14 Abril 2020
"Nesse tempo de isolamento, sem poder participar do sepultamento de pessoa querida, sem ritos de despedida, essa não é uma questão menor, é humanamente grave, e precisa de cuidado. Se apenas alguns familiares ou mesmo nenhum está junto ao corpo que é sepultado, a primeira necessidade do luto, que ameniza a dor, é poder saber que o ritual é realizado", escreve Luiz Carlos Susin, frei capuchinho, mestre e doutor em Teologia pela Pontifícia Universidade Gregoriana de Roma. Leciona na Pontifícia Universidade do Rio Grande do Sul - PUCRS e na Escola Superior de Teologia e Espiritualidade Franciscana – ESTEF, em Porto Alegre.
“Mandem para cá um padre porque não queremos morrer como animais”, esse o clamor em carta de um grupo das primeiras levas de migrantes italianos da serra gaúcha. Não era só um grito de cristãos, era a dignidade humana em jogo: nascemos e morremos como humanos através de rituais. O ritual fúnebre é o mais arcaico na evolução humana, o mais intocável e o mais difícil de modificação, pois simboliza a passagem entre a vida e a morte – ou entre a morte e a nova vida – e quem pode desafiar a morte? O rito fúnebre é um sagrado dever para com o morto, e sem esse dever cumprido o luto se torna uma ferida que sangra sem se fechar. Essa lição não provém propriamente das religiões, elas simplesmente praticam o ritual. A lição provém da antropologia, das ciências humanas.

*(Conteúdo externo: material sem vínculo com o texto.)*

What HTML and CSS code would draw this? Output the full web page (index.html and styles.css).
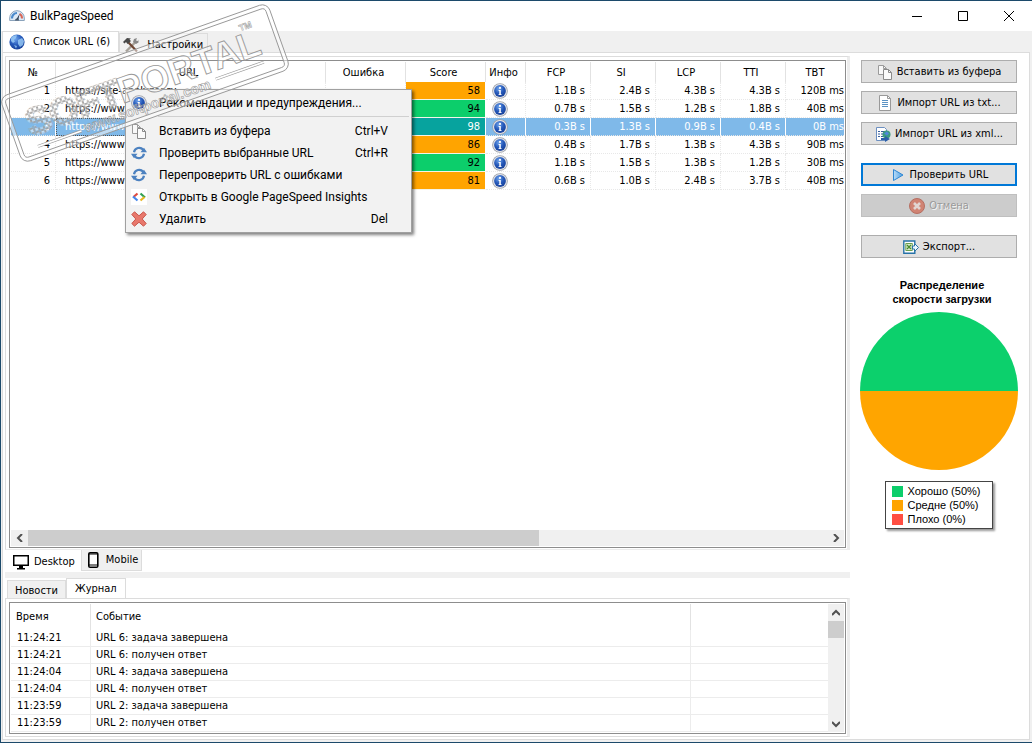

Nesse tempo de isolamento, sem poder participar do sepultamento de pessoa querida, sem ritos de despedida, essa não é uma questão menor, é humanamente grave, e precisa de cuidado. Se apenas alguns familiares ou mesmo nenhum está junto ao corpo que é sepultado, a primeira necessidade do luto, que ameniza a dor, é poder saber que o ritual é realizado. Melhor se for possível acompanhar por rede social, por vídeo. Vimos isso ocorrer na Itália: um padre solitário abençoando dezenas de mortos num sepultamento coletivo.
Os cemitérios, assim como as igrejas e outros espaços, se reinventam nesse tempo em que o normal está suspenso. Os ministros de exéquias também se reinventam, mas são agora mais necessários do que em tempos normais, para cumprirem o ritual que permite o luto seguir seu curso com um consolo fundamental - o ritual bem feito. Vimos algum padre orando à distância, pelo celular. Não parece a melhor solução. Assim como os agentes de saúde em hospitais - nossos soldados na trincheira avançada - os capelães de hospitais e os ministros de exéquias, se não estão em grupos de risco, uma vez tomadas as medidas de proteção, também são convocados ao posto avançado. Eles são ministros dos ritos que, nessa hora, sustentam a nossa humanidade.